Tickets for the Friends Dinner may be purchased by calling Triad Stage at 336-272-0160.  Sponsored tables are available for groups wishing to show their support for the University Libraries and must be reserved by March 1.  For individuals who want to attend the dinner and the program, reservations must be made by March 15.  Program only tickets will be available as long as they last.

Other events on the January-March Friends calendar are all free.  We inform local bookstores, including the UNCG Book Store, Barnes and Noble, and Scuppernong Books, of the books we are highlighting.

Visiting author Peter Golden will speak on the topic, ““The Impact of World War II on Segregation.” He will also promote his new book, Wherever There Is Light, which follows the intertwined lives of two families from the late 1930s until the mid-1960s—the Roses, who are Jewish and have fled Nazi Germany, and the Wakefields, a wealthy African American family that has founded a historically black college on the site of the former plantation where the maternal grandfather had been born a slave.

UNCG faculty members Jody Natalle and Jenni Simon will discuss their book, Michelle Obama: First Lady, American Rhetor, an edited anthology exploring the persona and speech-making of the country’s first African American first lady from a rhetorical and cultural point of view.

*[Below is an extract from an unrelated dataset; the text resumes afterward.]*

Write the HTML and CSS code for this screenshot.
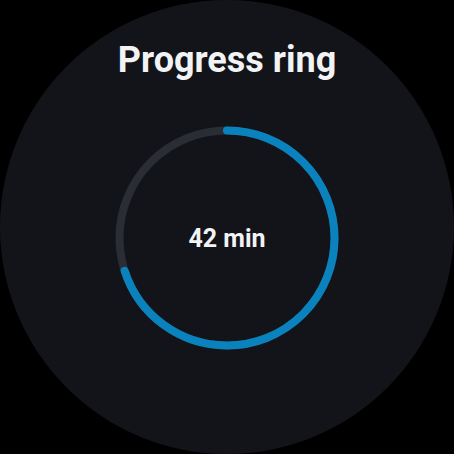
FILE: index.html
```html
<!DOCTYPE html>
<html lang="en">

<head>
  <meta charset="UTF-8" />
  <title>Progress ring</title>
  <link rel="stylesheet" href="styles.css">
</head>

<body>
  <div class="watch">
    <h1 class="title">Progress ring</h1>
    <div class="ring">
      <svg class="ring-svg" width="224" height="224" viewBox="0 0 224 224">
        <circle class="ring-track" cx="112" cy="112" r="107.5" />
        <!-- 70% of the circumference, starting at 12 o'clock -->
        <circle class="ring-fill" cx="112" cy="112" r="107.5"
          stroke-dasharray="472.8 675.4" transform="rotate(-90 112 112)" />
      </svg>
      <div class="ring-label">42 min</div>
    </div>
  </div>
</body>

</html>
```

FILE: styles.css
```css
body {
  margin: 0;
  background: #000;
  font-family: Roboto, "Liberation Sans", sans-serif;
}

.watch {
  width: 454px;
  height: 454px;
  border-radius: 50%;
  background: #121419;
  display: flex;
  flex-direction: column;
  align-items: center;
}

.title {
  margin: 40px 0 0;
  font-size: 36px;
  line-height: 40px;
  font-weight: 700;
  color: #f2f3f5;
}

.ring {
  position: relative;
  margin-top: 46px;
  width: 224px;
  height: 224px;
}

.ring-svg {
  display: block;
}

.ring-track,
.ring-fill {
  fill: none;
  stroke-width: 8;
}

.ring-track {
  stroke: #2a2d33;
}

.ring-fill {
  stroke: #0a82bd;
  stroke-linecap: round;
}

.ring-label {
  position: absolute;
  inset: 0;
  display: flex;
  align-items: center;
  justify-content: center;
  font-size: 25px;
  font-weight: 700;
  color: #f2f3f5;
}
```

Book discussions will examine: 1) the autobiography of a woman born a slave who later worked for Mary Todd Lincoln in the White House; and 2) Ian McEwan’s novel Black Dogs, set in the aftermath of World War II and the fall of the Berlin Wall.  As a 1992 review in the NY Times put it: “The black dogs that give Ian McEwan's novel its evocative title come from the name that Winston Churchill once bestowed on his depressions. As used by Mr. McEwan's heroine, however, they signify something larger and more menacing: evil, darkness, irrationality, "civilization's worst moods." They give Mr. McEwan a metaphor by which he can turn a fictional family memoir into an elliptical meditation on Europe's past and future.”